Government policies also play a role in driving up energy bills outside of natural gas too. Some governments have discounts, such as federal tax credits or rebates, to help people offset the cost of heating. Others have placed hefty taxes on electricity and carbon emissions. The introduction of such policies can often lead to an increase in energy bills.

A lot more people are opting to use energy sources that come from nature, like the sun and wind. With less demand for conventional energy sources, the costs for more conventional sources are going up.

On a more general note, labour costs have gone up across the board. The energy sector is no exception. The increased cost inevitably filters down to find its way onto your bill.

Various types of heating

There are many types of heating technology available to suit different needs, budgets, and lifestyles in Canada.

Natural gas

Natural gas is a popular choice due to its efficiency and affordability. On average, natural gas heaters cost around $4,800 to $7,200. They work well for any space and water heating.

Geothermal systems

While more expensive, geothermal heating systems are also more efficient in terms of energy use. The installation costs range from $24,000 to $48,000 depending on the size of the area that needs to be heated.

Heat pumps

Heat pumps are another popular option as they allow homes to access both cooling and heating capabilities with one system. The installation cost range is between $4,800 to $8,400 depending on the size and complexity of the system.

Electric heaters

Another good heating option, if you have reliable electricity, is electric heaters. With an average installation cost of $2,400 to $3,600, it carries the least expensive installation costs. Making it the best way to save money upfront.

Propane-fired heater

Propane-fired heaters are a good option. Especially, when there is no natural gas or when fuel prices are high. It costs $4,800 to $7,200 to install, depending on which model you choose. Oil-fired heaters can also be found at an average price of between $2,400 to $3,600 for installation.

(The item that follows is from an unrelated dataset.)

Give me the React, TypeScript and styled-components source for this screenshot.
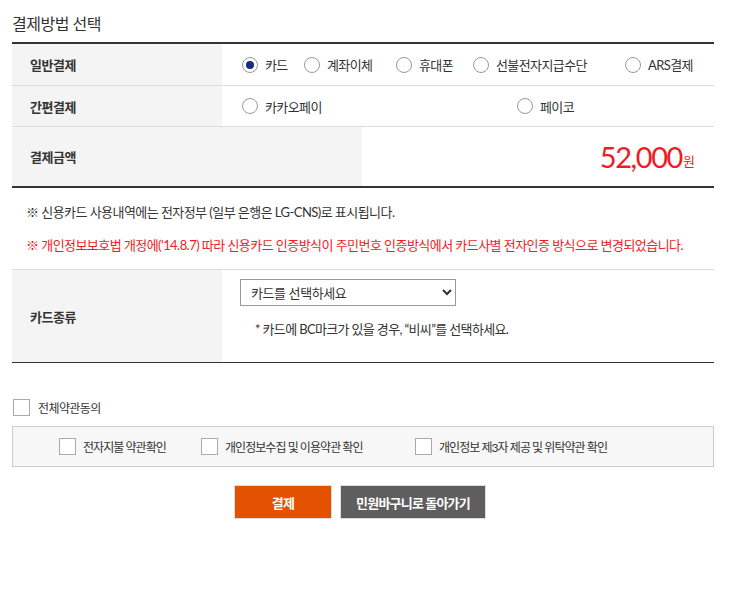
import { useState } from 'react'
import styled, { createGlobalStyle } from 'styled-components'

const GlobalStyle = createGlobalStyle`
  html, body {
    margin: 0;
    padding: 0;
    background: #fff;
  }
  body {
    font-family: 'Lato', 'Noto Sans CJK KR', sans-serif;
    color: #333;
    font-size: 13px;
  }
`

const Page = styled.div`
  width: 702px;
  padding: 12px 12px 40px;
`

const Title = styled.h2`
  margin: 0;
  height: 30px;
  font-size: 16px;
  font-weight: 400;
  line-height: 24px;
  color: #333;
  letter-spacing: -0.5px;
`

const InfoTable = styled.div`
  border-top: 2px solid #333;
  border-bottom: 2px solid #333;
`

const Row = styled.div<{ $height: number; $last?: boolean }>`
  display: flex;
  height: ${(p) => p.$height}px;
  border-bottom: ${(p) => (p.$last ? 'none' : '1px solid #ddd')};
`

const HeadCell = styled.div<{ $width: number }>`
  width: ${(p) => p.$width}px;
  flex: none;
  background: #f4f4f4;
  display: flex;
  align-items: center;
  padding-left: 18px;
  box-sizing: border-box;
  font-weight: 700;
  font-size: 13px;
  color: #333;
  letter-spacing: -0.5px;
`

const BodyCell = styled.div`
  flex: 1;
  display: flex;
  align-items: center;
  padding-left: 20px;
`

const RadioGrid = styled.div<{ $cols: string }>`
  display: grid;
  grid-template-columns: ${(p) => p.$cols};
  align-items: center;
`

const RadioLabel = styled.label`
  display: flex;
  align-items: center;
  gap: 7px;
  cursor: pointer;
  font-size: 13px;
  color: #333;
  letter-spacing: -0.6px;
  white-space: nowrap;
`

const RadioInput = styled.input`
  appearance: none;
  margin: 0;
  width: 16px;
  height: 16px;
  border: 1px solid #999;
  border-radius: 50%;
  background: #fff;
  box-sizing: border-box;
  display: grid;
  place-items: center;
  &:checked::after {
    content: '';
    width: 8px;
    height: 8px;
    border-radius: 50%;
    background: #1b2a80;
  }
`

const AmountCell = styled.div`
  flex: 1;
  display: flex;
  align-items: center;
  justify-content: flex-end;
  padding-right: 19px;
  color: #ee1c25;
`

const Amount = styled.span`
  font-family: 'Lato', sans-serif;
  font-size: 29px;
  letter-spacing: -1.4px;
`

const Won = styled.span`
  font-size: 13px;
  margin-left: 1px;
  margin-top: 8px;
`

const Notices = styled.div`
  padding: 15px 0 0 14px;
  border-bottom: 1px solid #ddd;
`

const Notice = styled.p<{ $red?: boolean }>`
  margin: 0;
  height: 33px;
  line-height: 18px;
  font-size: 13px;
  letter-spacing: -0.55px;
  color: ${(p) => (p.$red ? '#ee1c25' : '#333')};
`

const CardTable = styled.div`
  border-bottom: 1px solid #333;
`

const CardBody = styled.div`
  flex: 1;
  padding: 9px 0 0 18px;
`

const Select = styled.select`
  width: 216px;
  height: 27px;
  border: 1px solid #999;
  border-radius: 0;
  background: #fff;
  font-family: 'Lato', 'Noto Sans CJK KR', sans-serif;
  font-size: 13px;
  letter-spacing: -0.4px;
  color: #333;
  padding: 0 6px;
`

const CardHint = styled.p`
  margin: 13px 0 0 15px;
  font-size: 13px;
  letter-spacing: -0.65px;
  color: #333;
`

const AgreeAll = styled.label`
  display: flex;
  align-items: center;
  gap: 8px;
  margin: 36px 0 10px 1px;
  font-size: 12px;
  letter-spacing: -0.6px;
  color: #333;
`

const Check = styled.input`
  appearance: none;
  margin: 0;
  width: 17px;
  height: 17px;
  border: 1px solid #aaa;
  background: #fff;
  box-sizing: border-box;
  flex: none;
`

const TermsBox = styled.div`
  display: grid;
  grid-template-columns: 142px 214px auto;
  align-items: center;
  height: 39px;
  border: 1px solid #ccc;
  background: #f7f7f7;
  padding-left: 46px;
`

const TermLabel = styled.label`
  display: flex;
  align-items: center;
  gap: 7px;
  font-size: 12px;
  letter-spacing: -0.95px;
  color: #333;
  white-space: nowrap;
`

const Buttons = styled.div`
  display: flex;
  justify-content: center;
  gap: 8px;
  margin-top: 18px;
  padding-right: 6px;
`

const Button = styled.button<{ $variant: 'primary' | 'dark' }>`
  height: 34px;
  width: ${(p) => (p.$variant === 'primary' ? 98 : 146)}px;
  border: 1px solid #ddd;
  background: ${(p) => (p.$variant === 'primary' ? '#e35200' : '#5e5e5e')};
  color: #fff;
  font-family: 'Noto Sans CJK KR', sans-serif;
  font-size: 13px;
  font-weight: 700;
  letter-spacing: -0.8px;
  cursor: pointer;
`

const generalMethods = ['카드', '계좌이체', '휴대폰', '선불전자지급수단', 'ARS결제']
const easyMethods = ['카카오페이', '페이코']
const terms = ['전자지불 약관확인', '개인정보수집 및 이용약관 확인', '개인정보 제3자 제공 및 위탁약관 확인']

export default function App() {
  const [method, setMethod] = useState('카드')

  return (
    <>
      <GlobalStyle />
      <Page>
        <Title>결제방법 선택</Title>

        <InfoTable>
          <Row $height={41}>
            <HeadCell $width={210}>일반결제</HeadCell>
            <BodyCell>
              <RadioGrid $cols="62px 92px 77px 152px auto">
                {generalMethods.map((m) => (
                  <RadioLabel key={m}>
                    <RadioInput
                      type="radio"
                      name="method"
                      checked={method === m}
                      onChange={() => setMethod(m)}
                    />
                    {m}
                  </RadioLabel>
                ))}
              </RadioGrid>
            </BodyCell>
          </Row>
          <Row $height={40}>
            <HeadCell $width={210}>간편결제</HeadCell>
            <BodyCell>
              <RadioGrid $cols="275px auto">
                {easyMethods.map((m) => (
                  <RadioLabel key={m}>
                    <RadioInput
                      type="radio"
                      name="method"
                      checked={method === m}
                      onChange={() => setMethod(m)}
                    />
                    {m}
                  </RadioLabel>
                ))}
              </RadioGrid>
            </BodyCell>
          </Row>
          <Row $height={59} $last>
            <HeadCell $width={350}>결제금액</HeadCell>
            <AmountCell>
              <Amount>52,000</Amount>
              <Won>원</Won>
            </AmountCell>
          </Row>
        </InfoTable>

        <Notices>
          <Notice>※ 신용카드 사용내역에는 전자정부 (일부 은행은 LG-CNS)로 표시됩니다.</Notice>
          <Notice $red>
            ※ 개인정보보호법 개정에('14.8.7) 따라 신용카드 인증방식이 주민번호 인증방식에서 카드사별 전자인증 방식으로 변경되었습니다.
          </Notice>
        </Notices>

        <CardTable>
          <Row $height={92} $last>
            <HeadCell $width={210}>카드종류</HeadCell>
            <CardBody>
              <Select defaultValue="">
                <option value="">카드를 선택하세요</option>
                <option value="bc">비씨</option>
                <option value="kb">국민</option>
                <option value="sh">신한</option>
              </Select>
              <CardHint>* 카드에 BC마크가 있을 경우, “비씨”를 선택하세요.</CardHint>
            </CardBody>
          </Row>
        </CardTable>

        <AgreeAll>
          <Check type="checkbox" />
          전체약관동의
        </AgreeAll>

        <TermsBox>
          {terms.map((t) => (
            <TermLabel key={t}>
              <Check type="checkbox" />
              {t}
            </TermLabel>
          ))}
        </TermsBox>

        <Buttons>
          <Button $variant="primary">결제</Button>
          <Button $variant="dark">민원바구니로 돌아가기</Button>
        </Buttons>
      </Page>
    </>
  )
}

After the initial installation, you will have to pay your ongoing utility bills to heat your home. In Canada, the average price of utilities is currently $81 per month for electricity and $137 per month for natural gas.

Tips for keeping heating costs down

Here are 10 tips that will help you save energy and money while keeping your home warm during the winter months:

  1. Ensure you have sufficient insulation in your walls and attic. This will help keep heat inside during cold weather. This helps reduce the amount of energy used to keep your home warm. To enjoy the full effect, keep windows and doors closed tight so air can’t get in.
  2. Invest in a programmable thermostat. You can change the temperature depending on when you’re home or away. This will help reduce heating when no one is home and also reduce temperatures at night.
  3. To keep your HVAC system running, change air filters every 3 months. Clean ducts every 5 years. Have an annual inspection from a professional technician.
  4. Make sure there are no gaps around light switches or outlets on exterior walls. If there is, air might get in and make your heating bills higher. 
  5. Use ceiling fans to help move the warm air around the room. This will help keep everyone in the room warm.
  6. Invest in curtains or drapes that are heavy. Heavier window coverings are much better at keeping heat from escaping through the windows. Do this, especially on south-facing windows which get sunlight. It will help keep the warm air inside and the cold air outside.
  7. Make sure nothing is blocking your vents. That will allow optimal heat to flow into the room making it easier to keep the room at a comfortable temperature.
  8. Weatherstripping around door frames can help stop air from coming in through the bottom of doors.
  9. Hot water tanks use a lot of electricity if they are kept too high. Set the hot water tank to below 130°F (54°C). This is especially true for electric hot water tanks.
  10. Do not use portable space heaters. They may heat your home, but they are not as good as central heating systems. They cost more money over time and can be a safety hazard.

What if heating costs are so high you can’t afford to pay?

If you can’t afford to pay your heating bill, try to address the problem right away. Call your energy company. They sometimes have ways to adjust billing or can set up a payment plan to help when times are tight.

Some provincial governments have set up programs to help low-income households with their heating bill. Check to see if you qualify.

Assess your home for any opportunity to use the tips offered above.

Regularly maintaining your heating system ensures it’s working optimally, which keeps your bills low.

Using an old heating system? If you own your home, it could be worthwhile to explore investing in a new system. If you’re renting, ask your landlord if they can upgrade the system.

The government also has programs to help pay for energy-saving home improvements Check to see if that’s an option for you.


A number of factors are forcing the cost to heat a home in Canada to go up. This is making it harder for people to pay for heat at a time when inflation is hitting record highs. By implementing some of the tips outlined you can put some money back in your pocket.